::: Records for this task :::

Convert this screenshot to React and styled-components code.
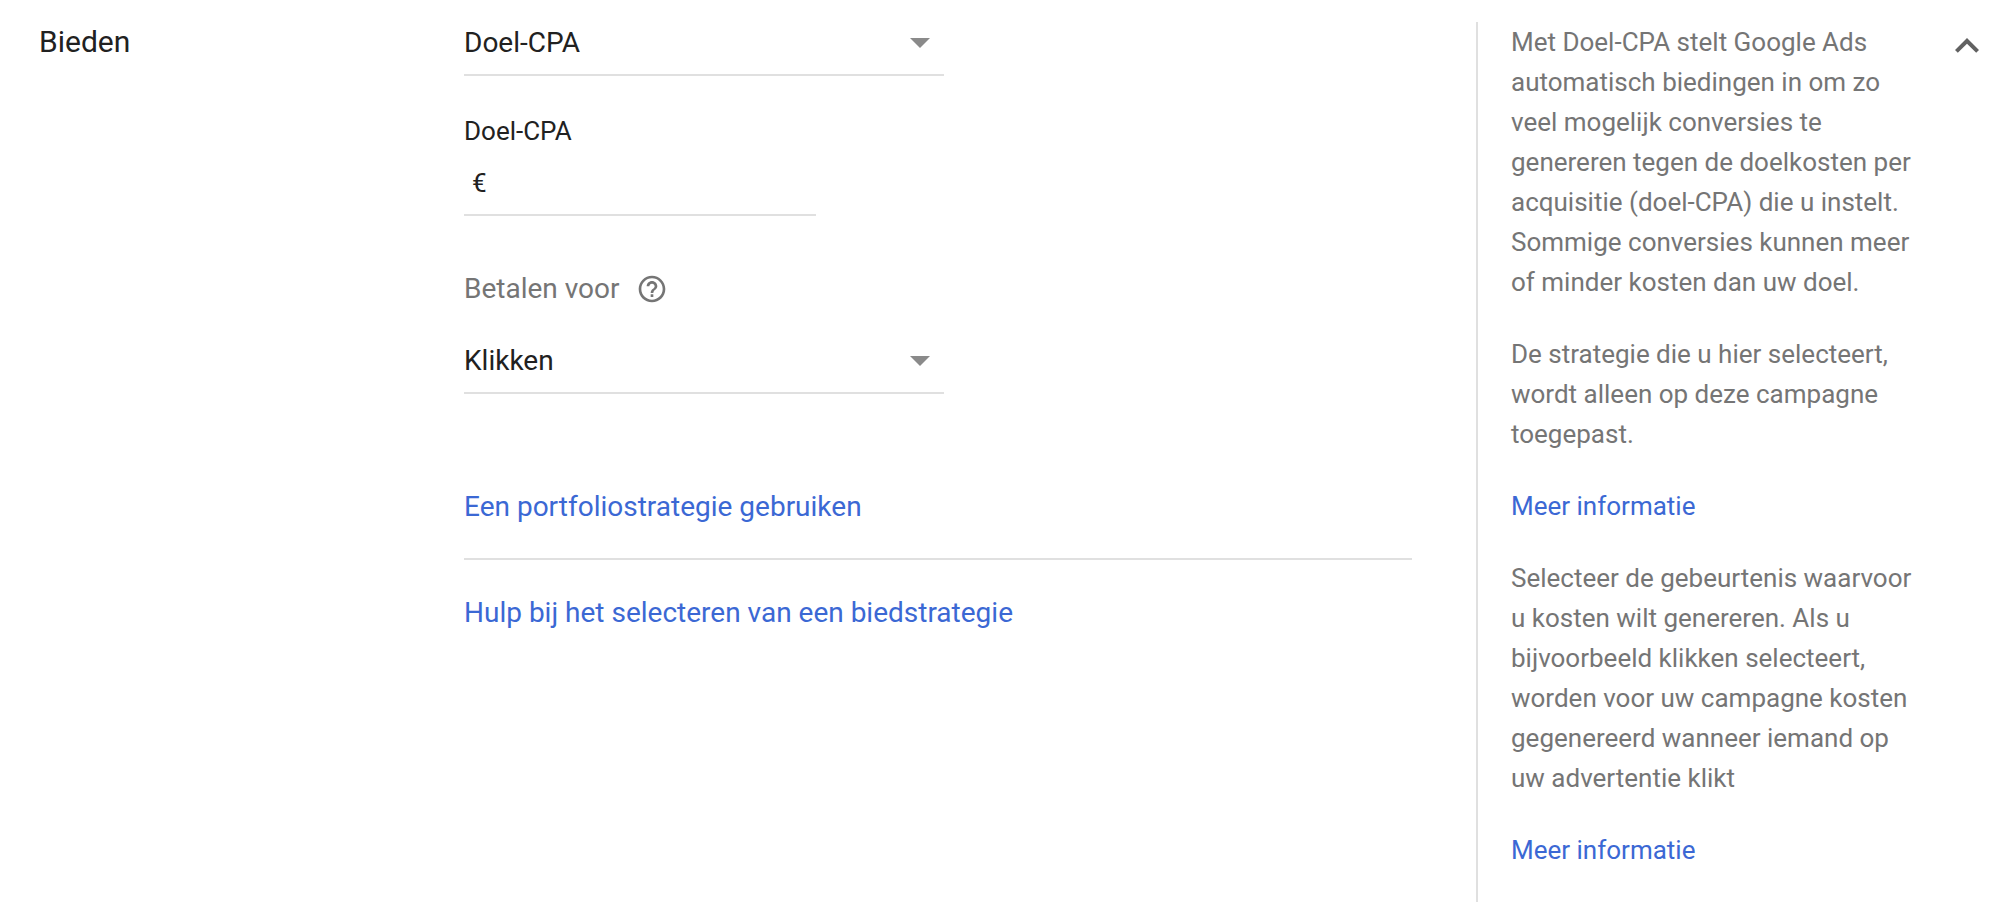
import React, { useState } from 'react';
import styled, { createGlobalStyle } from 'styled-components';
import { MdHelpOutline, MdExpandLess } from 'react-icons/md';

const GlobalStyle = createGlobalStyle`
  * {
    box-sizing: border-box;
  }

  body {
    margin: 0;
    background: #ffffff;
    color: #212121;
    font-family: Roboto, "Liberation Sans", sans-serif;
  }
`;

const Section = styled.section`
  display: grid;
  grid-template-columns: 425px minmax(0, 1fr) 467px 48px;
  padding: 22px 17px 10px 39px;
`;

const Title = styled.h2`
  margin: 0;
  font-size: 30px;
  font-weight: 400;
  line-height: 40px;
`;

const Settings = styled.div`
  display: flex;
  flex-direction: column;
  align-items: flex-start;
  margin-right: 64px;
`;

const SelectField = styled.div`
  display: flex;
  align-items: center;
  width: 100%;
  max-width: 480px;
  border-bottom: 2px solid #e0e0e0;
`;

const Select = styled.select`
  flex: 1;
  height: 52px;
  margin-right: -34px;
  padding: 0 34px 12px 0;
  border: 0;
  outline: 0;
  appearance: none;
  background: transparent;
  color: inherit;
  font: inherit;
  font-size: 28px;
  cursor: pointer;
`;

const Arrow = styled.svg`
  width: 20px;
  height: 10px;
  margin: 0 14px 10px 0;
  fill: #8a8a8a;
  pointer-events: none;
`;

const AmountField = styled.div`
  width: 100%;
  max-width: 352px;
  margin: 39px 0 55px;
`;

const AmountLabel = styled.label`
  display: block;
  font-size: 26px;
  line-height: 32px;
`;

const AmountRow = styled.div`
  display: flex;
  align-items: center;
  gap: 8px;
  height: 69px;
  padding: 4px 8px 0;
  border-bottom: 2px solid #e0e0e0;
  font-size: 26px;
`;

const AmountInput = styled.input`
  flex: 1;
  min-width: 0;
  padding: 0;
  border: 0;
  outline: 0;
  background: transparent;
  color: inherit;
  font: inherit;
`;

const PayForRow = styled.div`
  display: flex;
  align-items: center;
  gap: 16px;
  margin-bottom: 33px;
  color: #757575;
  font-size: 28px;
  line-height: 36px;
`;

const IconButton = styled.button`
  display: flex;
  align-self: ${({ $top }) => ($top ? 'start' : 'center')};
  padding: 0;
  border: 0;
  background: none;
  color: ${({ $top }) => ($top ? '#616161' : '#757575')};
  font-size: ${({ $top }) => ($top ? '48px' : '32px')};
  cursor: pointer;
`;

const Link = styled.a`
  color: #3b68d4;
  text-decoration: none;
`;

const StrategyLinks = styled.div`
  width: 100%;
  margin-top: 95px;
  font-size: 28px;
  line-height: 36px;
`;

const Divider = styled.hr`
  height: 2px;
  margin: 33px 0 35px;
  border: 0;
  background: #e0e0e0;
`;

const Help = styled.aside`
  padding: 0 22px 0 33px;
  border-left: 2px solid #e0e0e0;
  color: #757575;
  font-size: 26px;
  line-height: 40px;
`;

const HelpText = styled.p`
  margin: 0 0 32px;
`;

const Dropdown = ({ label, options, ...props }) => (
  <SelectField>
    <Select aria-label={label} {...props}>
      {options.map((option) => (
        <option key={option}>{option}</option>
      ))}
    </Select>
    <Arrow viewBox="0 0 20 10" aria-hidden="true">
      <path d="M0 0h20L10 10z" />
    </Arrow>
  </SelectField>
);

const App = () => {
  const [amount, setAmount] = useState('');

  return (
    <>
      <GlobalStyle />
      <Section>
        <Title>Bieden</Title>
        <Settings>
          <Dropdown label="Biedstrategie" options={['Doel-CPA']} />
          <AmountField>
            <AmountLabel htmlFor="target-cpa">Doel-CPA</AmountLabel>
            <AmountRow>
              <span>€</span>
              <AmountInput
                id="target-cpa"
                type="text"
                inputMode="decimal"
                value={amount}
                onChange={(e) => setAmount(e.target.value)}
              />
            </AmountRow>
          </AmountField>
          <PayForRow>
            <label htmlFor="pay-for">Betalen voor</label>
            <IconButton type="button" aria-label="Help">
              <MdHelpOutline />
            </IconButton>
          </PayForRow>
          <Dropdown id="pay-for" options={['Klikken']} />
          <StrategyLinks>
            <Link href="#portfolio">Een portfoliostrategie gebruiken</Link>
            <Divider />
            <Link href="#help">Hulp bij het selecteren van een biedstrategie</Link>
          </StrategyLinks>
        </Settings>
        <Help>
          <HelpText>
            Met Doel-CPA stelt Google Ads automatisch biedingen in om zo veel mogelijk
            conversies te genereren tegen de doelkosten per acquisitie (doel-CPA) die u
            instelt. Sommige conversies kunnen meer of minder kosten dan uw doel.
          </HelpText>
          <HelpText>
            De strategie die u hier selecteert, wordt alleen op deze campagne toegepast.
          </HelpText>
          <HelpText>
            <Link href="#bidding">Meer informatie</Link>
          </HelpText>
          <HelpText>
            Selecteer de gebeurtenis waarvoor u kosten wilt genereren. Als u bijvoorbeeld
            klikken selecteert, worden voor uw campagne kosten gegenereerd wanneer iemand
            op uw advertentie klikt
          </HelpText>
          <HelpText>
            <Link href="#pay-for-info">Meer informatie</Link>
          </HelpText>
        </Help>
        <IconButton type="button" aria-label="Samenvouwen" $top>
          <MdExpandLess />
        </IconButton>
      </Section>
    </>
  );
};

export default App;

:::
::: Records for this task :::

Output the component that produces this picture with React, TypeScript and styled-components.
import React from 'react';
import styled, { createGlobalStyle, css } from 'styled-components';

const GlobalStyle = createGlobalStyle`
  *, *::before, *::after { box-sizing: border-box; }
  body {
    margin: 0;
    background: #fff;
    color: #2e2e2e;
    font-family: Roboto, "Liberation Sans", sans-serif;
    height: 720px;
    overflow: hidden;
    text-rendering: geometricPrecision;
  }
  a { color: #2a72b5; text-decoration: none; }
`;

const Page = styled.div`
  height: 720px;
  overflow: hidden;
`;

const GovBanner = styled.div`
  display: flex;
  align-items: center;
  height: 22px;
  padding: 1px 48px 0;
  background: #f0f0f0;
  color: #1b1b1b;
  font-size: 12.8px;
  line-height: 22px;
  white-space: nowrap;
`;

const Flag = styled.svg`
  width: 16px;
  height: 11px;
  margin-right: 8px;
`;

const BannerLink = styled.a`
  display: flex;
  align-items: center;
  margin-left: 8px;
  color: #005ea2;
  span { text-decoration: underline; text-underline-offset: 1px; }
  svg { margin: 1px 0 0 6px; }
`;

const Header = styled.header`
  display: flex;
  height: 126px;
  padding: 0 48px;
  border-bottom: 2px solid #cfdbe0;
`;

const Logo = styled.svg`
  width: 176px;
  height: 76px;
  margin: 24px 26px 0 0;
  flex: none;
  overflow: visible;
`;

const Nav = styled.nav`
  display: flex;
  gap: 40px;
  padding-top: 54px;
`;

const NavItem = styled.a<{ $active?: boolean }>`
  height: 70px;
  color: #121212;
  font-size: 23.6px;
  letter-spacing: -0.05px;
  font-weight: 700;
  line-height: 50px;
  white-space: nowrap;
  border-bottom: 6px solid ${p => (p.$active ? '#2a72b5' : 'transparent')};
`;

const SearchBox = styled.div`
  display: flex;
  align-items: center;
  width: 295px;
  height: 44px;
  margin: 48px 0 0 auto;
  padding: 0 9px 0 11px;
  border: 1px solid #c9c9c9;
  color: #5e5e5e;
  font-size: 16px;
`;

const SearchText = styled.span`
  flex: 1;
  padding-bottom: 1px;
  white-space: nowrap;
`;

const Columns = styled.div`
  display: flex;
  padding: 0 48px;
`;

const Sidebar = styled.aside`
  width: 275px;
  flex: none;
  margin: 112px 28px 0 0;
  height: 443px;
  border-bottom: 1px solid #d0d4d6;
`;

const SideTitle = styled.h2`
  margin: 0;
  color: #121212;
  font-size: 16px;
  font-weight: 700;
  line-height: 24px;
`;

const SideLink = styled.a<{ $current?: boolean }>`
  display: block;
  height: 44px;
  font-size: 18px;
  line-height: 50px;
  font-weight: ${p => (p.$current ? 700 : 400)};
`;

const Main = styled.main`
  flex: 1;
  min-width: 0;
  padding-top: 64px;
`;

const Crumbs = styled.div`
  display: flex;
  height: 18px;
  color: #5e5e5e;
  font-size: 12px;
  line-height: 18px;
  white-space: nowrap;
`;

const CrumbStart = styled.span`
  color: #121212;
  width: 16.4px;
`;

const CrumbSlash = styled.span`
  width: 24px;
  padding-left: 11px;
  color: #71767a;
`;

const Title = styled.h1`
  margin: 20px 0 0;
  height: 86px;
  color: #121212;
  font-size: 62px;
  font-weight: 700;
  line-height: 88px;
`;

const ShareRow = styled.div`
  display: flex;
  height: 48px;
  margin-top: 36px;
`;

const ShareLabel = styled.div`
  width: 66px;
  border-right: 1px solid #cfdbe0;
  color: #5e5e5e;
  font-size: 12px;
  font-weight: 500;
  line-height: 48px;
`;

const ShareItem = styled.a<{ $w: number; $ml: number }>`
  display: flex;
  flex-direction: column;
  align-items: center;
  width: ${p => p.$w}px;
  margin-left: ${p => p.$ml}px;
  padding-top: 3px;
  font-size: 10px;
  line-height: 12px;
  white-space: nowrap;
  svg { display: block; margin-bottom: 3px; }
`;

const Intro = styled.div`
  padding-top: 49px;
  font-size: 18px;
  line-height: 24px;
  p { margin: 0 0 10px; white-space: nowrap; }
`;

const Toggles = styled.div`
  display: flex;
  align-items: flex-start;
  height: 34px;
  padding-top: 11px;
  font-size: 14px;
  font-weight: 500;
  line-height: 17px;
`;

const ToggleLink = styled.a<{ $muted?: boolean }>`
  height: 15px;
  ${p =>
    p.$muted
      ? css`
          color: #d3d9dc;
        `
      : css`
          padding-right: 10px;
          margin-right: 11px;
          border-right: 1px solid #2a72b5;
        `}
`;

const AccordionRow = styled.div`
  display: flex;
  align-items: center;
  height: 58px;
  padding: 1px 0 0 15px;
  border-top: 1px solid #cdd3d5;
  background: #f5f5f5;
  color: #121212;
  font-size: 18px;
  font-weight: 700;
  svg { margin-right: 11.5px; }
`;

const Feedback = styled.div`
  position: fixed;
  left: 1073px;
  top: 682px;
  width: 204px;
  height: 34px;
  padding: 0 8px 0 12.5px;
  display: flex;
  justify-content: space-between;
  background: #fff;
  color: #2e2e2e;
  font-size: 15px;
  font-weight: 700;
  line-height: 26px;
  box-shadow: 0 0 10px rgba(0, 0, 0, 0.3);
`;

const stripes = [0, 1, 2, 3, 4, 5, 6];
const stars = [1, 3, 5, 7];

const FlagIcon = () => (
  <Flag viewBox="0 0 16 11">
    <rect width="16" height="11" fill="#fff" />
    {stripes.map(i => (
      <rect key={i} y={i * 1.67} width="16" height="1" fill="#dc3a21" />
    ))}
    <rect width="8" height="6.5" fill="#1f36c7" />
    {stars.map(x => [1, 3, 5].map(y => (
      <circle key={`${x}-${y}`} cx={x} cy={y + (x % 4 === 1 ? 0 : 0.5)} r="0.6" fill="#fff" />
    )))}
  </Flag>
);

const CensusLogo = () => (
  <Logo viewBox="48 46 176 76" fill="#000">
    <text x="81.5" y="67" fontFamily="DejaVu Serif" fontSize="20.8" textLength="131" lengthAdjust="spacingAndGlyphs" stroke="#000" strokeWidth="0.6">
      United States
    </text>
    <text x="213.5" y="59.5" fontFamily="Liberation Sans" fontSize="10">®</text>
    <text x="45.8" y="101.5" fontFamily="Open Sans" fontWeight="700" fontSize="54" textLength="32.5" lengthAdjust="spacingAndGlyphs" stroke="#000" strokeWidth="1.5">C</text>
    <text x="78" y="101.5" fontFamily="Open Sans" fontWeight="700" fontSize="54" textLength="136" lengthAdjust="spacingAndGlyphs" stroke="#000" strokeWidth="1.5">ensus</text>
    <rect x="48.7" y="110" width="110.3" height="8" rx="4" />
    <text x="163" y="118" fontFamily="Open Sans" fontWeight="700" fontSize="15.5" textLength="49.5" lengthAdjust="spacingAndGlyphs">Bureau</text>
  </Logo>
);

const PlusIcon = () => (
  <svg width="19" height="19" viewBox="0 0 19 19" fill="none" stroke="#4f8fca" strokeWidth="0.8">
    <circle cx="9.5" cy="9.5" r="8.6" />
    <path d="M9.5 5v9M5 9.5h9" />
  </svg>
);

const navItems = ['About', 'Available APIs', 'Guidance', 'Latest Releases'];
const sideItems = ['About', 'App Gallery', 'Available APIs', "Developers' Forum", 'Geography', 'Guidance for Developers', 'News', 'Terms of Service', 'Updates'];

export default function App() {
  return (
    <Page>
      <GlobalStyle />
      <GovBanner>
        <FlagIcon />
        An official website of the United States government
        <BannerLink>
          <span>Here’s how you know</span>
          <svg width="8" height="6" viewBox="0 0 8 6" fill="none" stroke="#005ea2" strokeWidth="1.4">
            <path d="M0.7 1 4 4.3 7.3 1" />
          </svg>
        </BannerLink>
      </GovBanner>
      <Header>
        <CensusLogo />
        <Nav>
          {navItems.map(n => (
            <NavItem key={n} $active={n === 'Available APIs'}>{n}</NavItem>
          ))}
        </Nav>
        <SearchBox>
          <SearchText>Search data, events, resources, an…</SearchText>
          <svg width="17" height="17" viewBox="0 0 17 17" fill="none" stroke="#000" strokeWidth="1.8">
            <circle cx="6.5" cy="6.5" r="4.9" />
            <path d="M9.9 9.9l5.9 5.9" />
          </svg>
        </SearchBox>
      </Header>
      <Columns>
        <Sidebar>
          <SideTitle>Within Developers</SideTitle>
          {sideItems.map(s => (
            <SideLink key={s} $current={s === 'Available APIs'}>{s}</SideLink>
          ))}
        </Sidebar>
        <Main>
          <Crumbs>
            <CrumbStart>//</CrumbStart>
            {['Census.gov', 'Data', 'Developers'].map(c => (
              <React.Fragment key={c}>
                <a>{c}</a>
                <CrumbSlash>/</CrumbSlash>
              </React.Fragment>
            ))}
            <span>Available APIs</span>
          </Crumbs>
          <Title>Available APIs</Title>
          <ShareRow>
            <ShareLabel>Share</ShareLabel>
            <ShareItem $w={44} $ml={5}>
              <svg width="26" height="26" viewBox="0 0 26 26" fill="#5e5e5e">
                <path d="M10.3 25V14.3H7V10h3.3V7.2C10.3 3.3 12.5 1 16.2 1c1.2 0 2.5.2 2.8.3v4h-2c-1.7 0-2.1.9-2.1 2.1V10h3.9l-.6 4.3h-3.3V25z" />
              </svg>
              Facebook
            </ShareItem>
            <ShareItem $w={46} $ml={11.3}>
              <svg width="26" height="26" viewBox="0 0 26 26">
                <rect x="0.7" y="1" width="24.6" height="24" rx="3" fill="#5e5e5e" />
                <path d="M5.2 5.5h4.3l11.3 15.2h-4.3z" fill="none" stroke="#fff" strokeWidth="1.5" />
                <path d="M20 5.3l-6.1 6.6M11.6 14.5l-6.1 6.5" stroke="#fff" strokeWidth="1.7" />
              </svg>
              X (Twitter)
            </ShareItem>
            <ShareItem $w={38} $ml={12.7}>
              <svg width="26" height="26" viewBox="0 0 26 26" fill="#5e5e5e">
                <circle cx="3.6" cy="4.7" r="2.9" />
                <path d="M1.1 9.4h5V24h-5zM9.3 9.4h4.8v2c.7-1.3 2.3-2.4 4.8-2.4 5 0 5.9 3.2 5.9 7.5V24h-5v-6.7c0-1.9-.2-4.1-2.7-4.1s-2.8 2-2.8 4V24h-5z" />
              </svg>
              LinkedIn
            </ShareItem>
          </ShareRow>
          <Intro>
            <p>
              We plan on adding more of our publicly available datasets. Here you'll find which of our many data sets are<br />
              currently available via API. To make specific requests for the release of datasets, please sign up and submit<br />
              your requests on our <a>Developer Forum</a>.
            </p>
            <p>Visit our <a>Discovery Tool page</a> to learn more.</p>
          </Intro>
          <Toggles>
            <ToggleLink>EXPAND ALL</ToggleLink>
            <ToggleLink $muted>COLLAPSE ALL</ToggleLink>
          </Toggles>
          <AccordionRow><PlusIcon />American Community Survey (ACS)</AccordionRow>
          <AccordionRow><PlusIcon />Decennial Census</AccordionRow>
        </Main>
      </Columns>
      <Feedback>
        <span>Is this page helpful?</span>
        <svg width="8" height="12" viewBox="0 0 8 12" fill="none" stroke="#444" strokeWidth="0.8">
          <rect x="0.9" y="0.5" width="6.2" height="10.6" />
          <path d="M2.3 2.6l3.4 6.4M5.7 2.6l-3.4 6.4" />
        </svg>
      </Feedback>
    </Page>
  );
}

:::

◆ The request ◆
Using the listing above, pull out all lines that hold the word "components".

◆ The reply ◆
Convert this screenshot to React and styled-components code.
import styled, { createGlobalStyle } from 'styled-components';
Output the component that produces this picture with React, TypeScript and styled-components.
import styled, { createGlobalStyle, css } from 'styled-components';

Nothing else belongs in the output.